begin Provided data

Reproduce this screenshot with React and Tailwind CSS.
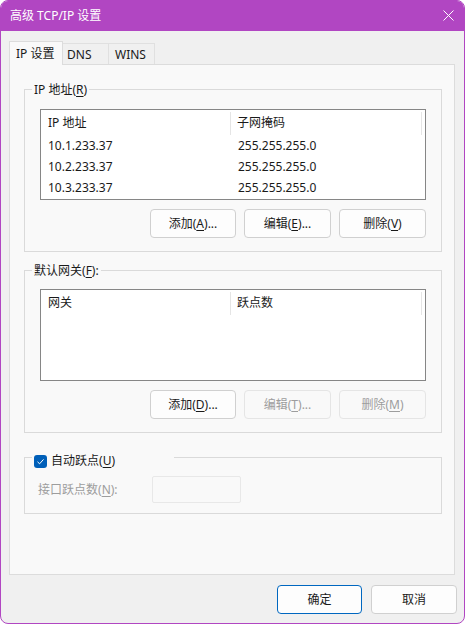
import React from "react";

const FONT = { fontFamily: '"Noto Sans", "Noto Sans CJK SC", sans-serif' };

// Label with an underlined access key, e.g. 添加(A)...
const Key = ({ pre, k, post = "" }) => (
  <span>
    {pre}(<u className="underline underline-offset-2">{k}</u>){post}
  </span>
);

const Button = ({ children, disabled, primary, className = "" }) => (
  <button
    className={`h-[29px] flex items-center justify-center rounded-[4px] border text-[12px] ${
      disabled
        ? "border-[#e5e5e5] bg-[#f9f9f9] text-[#9d9d9d]"
        : primary
        ? "border-[#0067c0] bg-[#fdfdfd] text-[#1a1a1a]"
        : "border-[#d0d0d0] bg-[#fdfdfd] text-[#1a1a1a]"
    } ${className}`}
  >
    {children}
  </button>
);

const ListView = ({ cols, rows, height }) => (
  <div className={`bg-white border border-[#868686] ${height}`}>
    <div className="flex h-[25px] items-center">
      <div className="w-[190px] h-[23px] mt-[1px] flex items-center px-[7px] border-r border-[#e5e5e5]">{cols[0]}</div>
      <div className="w-[191px] h-[23px] mt-[1px] flex items-center px-[6px] border-r border-[#e5e5e5]">{cols[1]}</div>
    </div>
    {rows.map((r, i) => (
      <div key={i} className="flex h-[21px] items-center">
        <div className="w-[190px] px-[7px]">{r[0]}</div>
        <div className="px-[7px]">{r[1]}</div>
      </div>
    ))}
  </div>
);

const GroupBox = ({ label, labelClass = "top-[-9px]", className = "", children }) => (
  <div className={`relative w-[418px] border border-[#dadada] ${className}`}>
    <div className={`absolute left-[7px] h-[18px] px-[2px] bg-[#f9f9f9] flex items-center ${labelClass}`}>
      {label}
    </div>
    {children}
  </div>
);

export default function App() {
  return (
    <div className="w-[465px] h-[624px] bg-white" style={FONT}>
      <div className="w-[465px] h-[624px] flex flex-col rounded-[8px] overflow-hidden border border-[#b146c2] bg-[#f0f0f0] text-[12px] text-[#1a1a1a]">
        {/* Title bar */}
        <div className="h-[30px] shrink-0 bg-[#b146c2] flex items-center justify-between pl-[9px] pr-[10px] text-white">
          <span className="text-[12px]">高级 TCP/IP 设置</span>
          <svg width="11" height="11" viewBox="0 0 11 11" className="mt-[-1px]">
            <path d="M0.5 0.5 L10.5 10.5 M10.5 0.5 L0.5 10.5" stroke="#fff" strokeWidth="1" />
          </svg>
        </div>

        <div className="flex-1 flex flex-col pl-[8px] pr-[9px] pt-[10px]">
          {/* Tabs */}
          <div className="flex items-end h-[23px]">
            <div className="w-[54px] h-[24px] mb-[-1px] relative z-10 bg-[#f9f9f9] border border-b-0 border-[#dcdcdc] flex items-center pl-[6px]">
              IP 设置
            </div>
            <div className="w-[46px] h-[21px] border border-l-0 border-b-0 border-[#e0e0e0] bg-[#f0f0f0] flex items-center pl-[4px] pt-[1px]">
              DNS
            </div>
            <div className="w-[46px] h-[21px] border border-l-0 border-b-0 border-[#e0e0e0] bg-[#f0f0f0] flex items-center pl-[6px] pt-[1px]">
              WINS
            </div>
          </div>

          {/* Tab page */}
          <div className="h-[511px] bg-[#f9f9f9] border border-[#dcdcdc] pl-[14px] pt-[24px]">
            <GroupBox label={<Key pre="IP 地址" k="R" />}>
              <div className="px-[15px] pt-[19px] pb-[13px]">
                <ListView
                  height="h-[91px]"
                  cols={["IP 地址", "子网掩码"]}
                  rows={[
                    ["10.1.233.37", "255.255.255.0"],
                    ["10.2.233.37", "255.255.255.0"],
                    ["10.3.233.37", "255.255.255.0"],
                  ]}
                />
                <div className="flex justify-end gap-[8px] mt-[9px]">
                  <Button className="w-[86px]"><Key pre="添加" k="A" post="..." /></Button>
                  <Button className="w-[87px]"><Key pre="编辑" k="E" post="..." /></Button>
                  <Button className="w-[87px]"><Key pre="删除" k="V" /></Button>
                </div>
              </div>
            </GroupBox>

            <GroupBox label={<Key pre="默认网关" k="F" post=":" />} className="mt-[18px]">
              <div className="px-[15px] pt-[18px] pb-[13px]">
                <ListView height="h-[92px]" cols={["网关", "跃点数"]} rows={[]} />
                <div className="flex justify-end gap-[8px] mt-[9px]">
                  <Button className="w-[86px]"><Key pre="添加" k="D" post="..." /></Button>
                  <Button disabled className="w-[87px]"><Key pre="编辑" k="T" post="..." /></Button>
                  <Button disabled className="w-[87px]"><Key pre="删除" k="M" /></Button>
                </div>
              </div>
            </GroupBox>

            <GroupBox
              className="mt-[24px]"
              labelClass="top-[-6px] w-[142px] gap-[4px]"
              label={
                <>
                  <span className="w-[13px] h-[13px] rounded-[3px] bg-[#005fb8] flex items-center justify-center">
                    <svg width="9" height="9" viewBox="0 0 9 9">
                      <path d="M1.5 4.8 L3.6 6.8 L7.5 2.4" stroke="#fff" strokeWidth="1" fill="none" />
                    </svg>
                  </span>
                  <Key pre="自动跃点" k="U" />
                </>
              }
            >
              <div className="flex items-center pl-[13px] pt-[18px] pb-[10px]">
                <span className="w-[114px] text-[#9d9d9d]"><Key pre="接口跃点数" k="N" post=":" /></span>
                <div className="w-[89px] h-[27px] border border-[#e8e8e8] bg-[#f9f9f9] rounded-[2px]" />
              </div>
            </GroupBox>
          </div>

          {/* Dialog buttons */}
          <div className="flex justify-end gap-[9px] mt-[10px]">
            <Button primary className="w-[85px]">确定</Button>
            <Button className="w-[86px] mr-[-2px]">取消</Button>
          </div>
        </div>
      </div>
    </div>
  );
}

end Provided data

What the task asks
Using the material above, work out how many lines contain the string "with". Give that number alone.

The response
2